I can't believe that I actually thought this trip to NY would be fun. Correction, I can't believe I actually thought that doing the right thing and spending a lot of time with my parents would be fun. Instead it has left me convinced that if I do not get away soon I will go insane. Therefore I think it is time to look for a summer sublet in the city. Do the UWS "scene" for a bit. Have the freedom that Israel granted me. Be able to drink my wine and relax. I know I wanted to take the opportunity while in NY to save money and be responsible, but my peace of mind is worth more than rent money.


A friend's insight:

Mobius1: can i make an unsolicited observation
4:05 AM me: ok
4:06 AM Mobius1: you seem confused
like you're never sure where you want to be
and you seem like you spend all your energy darting back and forth trying to figure it out
me: you are correct mobius1
4:07 AM Mobius1: if you never take a risk and choose, you'll never get on with your life


In all honesty, I wish I was gutsy enough to just say f it and book a one way ticket and sign a year lease in the land that is holy. I hope that in another few weeks I'll achieve that goal.

But baby it's cold outside

Hey Brits! England called and it wants its weather back!

When I came to the last hour of my packing, barely able to zip up my suitcase while sitting on it, I had to consider if it was so necessary to pack up my coats and boots. Well who would have thought that Mother Nature would have gotten confused, and of course only days after my arrival April showers are now bringing May showers. Here in NY, the sky is gray, there's a chill in the air, rain falls and stops and falls again, and I, with a 30 minute walk to synagogue, am without my coat. I must say though, I am looking forward to wearing my fuzzy boots that were left in NY after many Israelis told me over and over again that the winter rainfall would only ruin them. I never told them about the pang of envy I would feel when I saw women walking the streets of Tel Aviv in their Uggs and other such fuzzy footwear.

I am also looking forward to NYC summer weather. The thick heat that fills the subway. Dresses without leggings. Tubetops. Sandals. Permanent flip flops. Oh, basically the weather I left ;)

Tuesday, May 15, 2007

From New York with Love

I'm exhausted. I wish it was night time. When I first came back to NY after 7 months in Israel I hated everything right away. Why? Because I set myself up for it. I wanted to hate NY. I counted on hating NY in the beginning of winter, the cold I forgot existed making me ask myself "why in G-d's name am I here??" I wanted to hate NY so much and love Israel so badly so that the only option for me would be to return. And now?

I checked in at the airport alone after making my goodbyes as easy and painless as possible. More like "see you soon" as opposed to "when will I see you again?" My flight was relatively enjoyable - I had 2 seats to myself after a very Israeli woman took up the rest of the row I hungrily wanted for myself. Movies were decent; getting off the plane was fairly quick, and I even received my luggage without relying on the kindness of strangers. I think I waited longer for my parents to arrive than for my suitcases.

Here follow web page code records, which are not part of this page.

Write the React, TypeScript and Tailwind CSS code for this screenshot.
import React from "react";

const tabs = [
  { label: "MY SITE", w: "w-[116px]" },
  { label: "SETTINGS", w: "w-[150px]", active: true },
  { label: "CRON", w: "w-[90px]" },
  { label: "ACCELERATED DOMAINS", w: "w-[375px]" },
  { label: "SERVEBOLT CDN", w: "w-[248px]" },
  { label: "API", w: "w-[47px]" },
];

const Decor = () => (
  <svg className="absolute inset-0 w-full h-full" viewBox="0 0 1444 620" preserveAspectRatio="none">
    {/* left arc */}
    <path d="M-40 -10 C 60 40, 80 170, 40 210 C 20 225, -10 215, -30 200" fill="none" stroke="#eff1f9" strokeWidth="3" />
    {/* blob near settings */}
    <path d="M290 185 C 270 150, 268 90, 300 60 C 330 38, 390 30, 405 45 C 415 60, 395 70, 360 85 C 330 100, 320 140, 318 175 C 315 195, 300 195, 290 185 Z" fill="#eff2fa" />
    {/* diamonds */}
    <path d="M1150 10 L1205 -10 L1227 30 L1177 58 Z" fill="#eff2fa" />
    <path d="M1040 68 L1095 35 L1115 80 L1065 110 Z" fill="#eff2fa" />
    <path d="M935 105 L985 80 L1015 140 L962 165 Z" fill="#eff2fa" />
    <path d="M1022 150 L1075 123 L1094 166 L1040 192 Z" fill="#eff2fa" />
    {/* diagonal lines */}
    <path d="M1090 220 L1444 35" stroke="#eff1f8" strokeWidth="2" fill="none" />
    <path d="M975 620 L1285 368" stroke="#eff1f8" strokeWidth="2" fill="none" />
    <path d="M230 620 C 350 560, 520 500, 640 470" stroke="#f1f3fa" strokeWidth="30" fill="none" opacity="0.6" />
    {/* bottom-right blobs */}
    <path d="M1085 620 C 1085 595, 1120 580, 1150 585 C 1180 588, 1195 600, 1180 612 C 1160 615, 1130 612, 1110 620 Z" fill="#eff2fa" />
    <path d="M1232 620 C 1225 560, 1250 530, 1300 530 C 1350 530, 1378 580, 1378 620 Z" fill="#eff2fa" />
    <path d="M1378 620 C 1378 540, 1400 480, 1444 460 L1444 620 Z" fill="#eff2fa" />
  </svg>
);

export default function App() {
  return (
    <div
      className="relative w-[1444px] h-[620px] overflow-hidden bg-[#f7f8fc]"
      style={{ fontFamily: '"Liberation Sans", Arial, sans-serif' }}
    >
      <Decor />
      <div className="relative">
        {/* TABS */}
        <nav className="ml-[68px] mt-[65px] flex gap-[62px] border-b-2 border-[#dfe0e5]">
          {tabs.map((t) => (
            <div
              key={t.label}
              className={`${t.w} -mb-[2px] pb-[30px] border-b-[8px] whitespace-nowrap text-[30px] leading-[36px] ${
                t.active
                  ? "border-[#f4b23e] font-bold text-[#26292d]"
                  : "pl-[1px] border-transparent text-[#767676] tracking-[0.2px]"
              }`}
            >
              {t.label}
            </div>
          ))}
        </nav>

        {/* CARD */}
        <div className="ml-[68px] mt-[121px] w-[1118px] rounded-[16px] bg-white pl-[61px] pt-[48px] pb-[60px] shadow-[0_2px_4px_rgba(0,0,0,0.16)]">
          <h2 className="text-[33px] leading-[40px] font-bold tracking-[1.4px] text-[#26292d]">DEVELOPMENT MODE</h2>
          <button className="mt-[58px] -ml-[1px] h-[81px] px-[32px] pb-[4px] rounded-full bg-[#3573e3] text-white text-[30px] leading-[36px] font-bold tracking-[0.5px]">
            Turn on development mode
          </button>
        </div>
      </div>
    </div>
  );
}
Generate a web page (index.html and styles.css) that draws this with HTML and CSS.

I left the terminal in relatively good spirits, dressed rather smartly, my blue sweater matching my pumas, Northface backpack and the cart that held my numerous suitcases. I still found the JFK-area of NY to be quite ugly, but there was no hatred to be found within my opinion. So indifferent, or in decent spirits, I actually thought I could live here, but only in a semi-religious area such as the UWS or LI.

But where is the Hebrew? Where is everything that is familiar? The culture shock of the first few days always leaves me confused that I don't even want to leave the house. So instead I think about what my friends in Tel Aviv are doing right now at this precise moment, how I'd kill for a cigarette and a glass of white right now, and how much I miss of what I left behind. Typical isn't it? I know what you're thinking.

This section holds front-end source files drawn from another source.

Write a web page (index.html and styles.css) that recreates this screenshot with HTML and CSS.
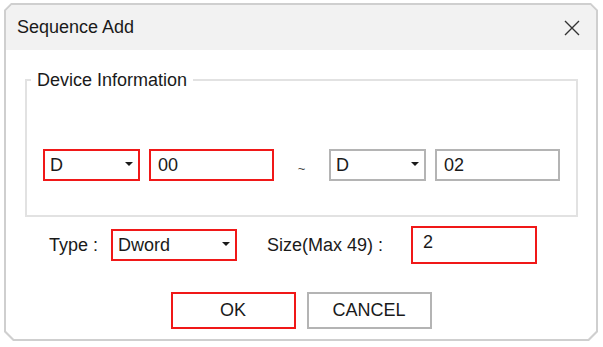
FILE: index.html
```html
<!DOCTYPE html>
<html lang="en">
<head>
    <meta charset="UTF-8">
    <meta name="viewport" content="width=device-width, initial-scale=1.0">
    <title>Sequence Add</title>
    <link rel="stylesheet" href="styles.css">
</head>
<body>
    <div class="dialog">
        <div class="dialog-inner">
            <div class="title-bar">
                <span class="title">Sequence Add</span>
                <svg class="close-icon" width="16" height="16" viewBox="0 0 16 16">
                    <path d="M1 1 L15 15 M15 1 L1 15" stroke="#333" stroke-width="1.4" fill="none"/>
                </svg>
            </div>

            <fieldset class="device-info">
                <legend>Device Information</legend>
                <div class="device-row">
                    <div class="select select-device error-border">
                        <span>D</span>
                        <span class="arrow"></span>
                    </div>
                    <div class="input input-address error-border">00</div>
                    <div class="tilde">~</div>
                    <div class="select select-device">
                        <span>D</span>
                        <span class="arrow"></span>
                    </div>
                    <div class="input input-address">02</div>
                </div>
            </fieldset>

            <div class="type-row">
                <span class="label">Type :</span>
                <div class="select select-type error-border">
                    <span>Dword</span>
                    <span class="arrow"></span>
                </div>
                <span class="label label-size">Size(Max 49) :</span>
                <div class="input input-size error-border">2</div>
            </div>

            <div class="button-row">
                <button class="btn btn-ok">OK</button>
                <button class="btn btn-cancel">CANCEL</button>
            </div>
        </div>
    </div>
</body>
</html>
```

FILE: styles.css
```css
* {
    box-sizing: border-box;
    margin: 0;
    padding: 0;
}

body {
    font-family: "Liberation Sans", Arial, sans-serif;
    font-size: 18px;
    color: #1a1a1a;
    background: #ffffff;
    padding: 3px 5px 0 4px;
}

.dialog {
    width: 594px;
    height: 338px;
    padding: 2px;
    background: #cfcfcf;
    clip-path: polygon(7px 0, calc(100% - 7px) 0, 100% 7px, 100% calc(100% - 9px), calc(100% - 9px) 100%, 9px 100%, 0 calc(100% - 9px), 0 7px);
}

.dialog-inner {
    height: 100%;
    background: #ffffff;
    clip-path: polygon(6px 0, calc(100% - 6px) 0, 100% 6px, 100% calc(100% - 8px), calc(100% - 8px) 100%, 8px 100%, 0 calc(100% - 8px), 0 6px);
}

.title-bar {
    height: 45px;
    background: #f2f2f2;
    display: flex;
    align-items: center;
    justify-content: space-between;
    padding: 0 16px 0 11px;
}

.close-icon {
    display: block;
}

.device-info {
    margin: 20px 19px 0 19px;
    border: 2px solid #e2e2e2;
    padding: 0;
}

.device-info legend {
    margin-left: 4px;
    padding: 0 6px;
    line-height: 20px;
}

.device-row {
    display: flex;
    align-items: center;
    padding: 59px 16px 34px 16px;
}

.select,
.input {
    display: flex;
    align-items: center;
    border: 2px solid #b4b4b4;
    background: #ffffff;
    height: 32px;
}

.error-border {
    border-color: #f01818;
}

.select {
    justify-content: space-between;
    padding: 0 5px;
}

.arrow {
    width: 0;
    height: 0;
    border-left: 4px solid transparent;
    border-right: 4px solid transparent;
    border-top: 4px solid #1a1a1a;
    margin-top: -2px;
}

.select-device {
    width: 97px;
}

.device-row .select-device + .input {
    margin-left: 9px;
}

.input-address {
    width: 125px;
    padding-left: 7px;
}

.tilde {
    width: 55px;
    text-align: center;
    font-size: 13px;
    color: #444;
    padding-top: 6px;
}

.type-row {
    display: grid;
    grid-template-columns: 62px 126px 174px 126px;
    align-items: center;
    margin: 9px 0 0 43px;
}

.label-size {
    padding-left: 30px;
}

.input-size {
    height: 38px;
    padding: 0 0 6px 10px;
}

.button-row {
    display: flex;
    justify-content: center;
    gap: 11px;
    margin-top: 28px;
}

.btn {
    width: 125px;
    height: 37px;
    font-family: inherit;
    font-size: 18px;
    color: #1a1a1a;
    background: #ffffff;
    border: 2px solid #b4b4b4;
}

.btn-ok {
    border-color: #f01818;
}
```
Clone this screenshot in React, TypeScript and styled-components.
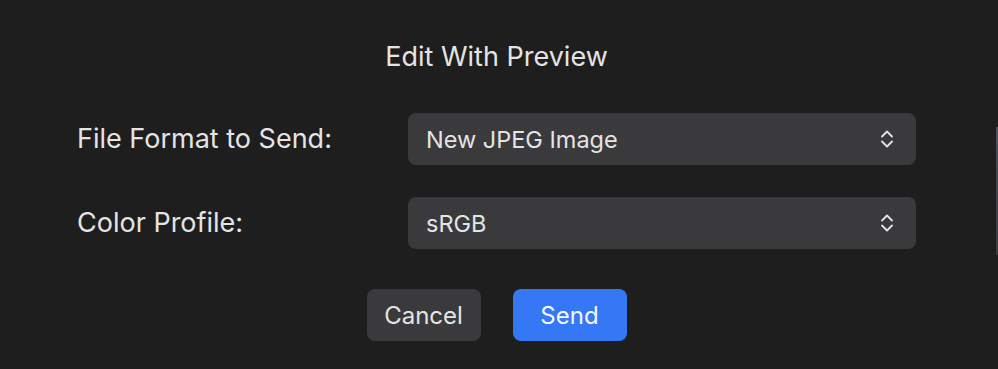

Bob Dylan serenades me into slight depression as I wonder how I am ever to fuse three lives together into one tiny room. I open my closet doors and my bureau drawers and rediscover clothes I have forgotten about from times that seem so long ago, such as corporate America and skirts that have ceased to fit lifetimes ago. I remember that I have lived a year without half of my wardrobe and wore only a fraction of that. Today is the day I learn to throw things away without looking twice. Today is the day I learn to make way for the future.

Tuesday, May 8, 2007

The good and the not so good

In order to live here, one must take the bad with the good. This is something I have realized in recent days and probably said I realized months ago. Israel has a reputation for horrible service, whether it's at the bank, your favorite restaurant, or even the doctor's office. And yet it's the rare moments of kindness that almost make up for it.

Wednesday, May 2, 2007

When Poets Moonlight as Bond Traders

Men in Brooks Brothers suits every day except the weekend but sometimes on the weekend are derivatives of Wall Street-type options when poetry is not and pipe dreams are pushed aside. We wanted to be poets in our prime focusing on the right rhyme without reason except for art's sake. Do they remember what it was like to shine their own shoes before they started drinking fine wine in Rome or somewhere in Spain? Maybe this writing is in vain and they still remain the same, writing when time permits poeticisms before late dinnas at the local bah, tie undone, suit jacket hung on the back of a bar stool, with a beer next to a plate of chicken wings and mozarella sticks in front of the big-screen plasma teevee where basketball teams of our youth play and we forget what brand shoes we're wearing.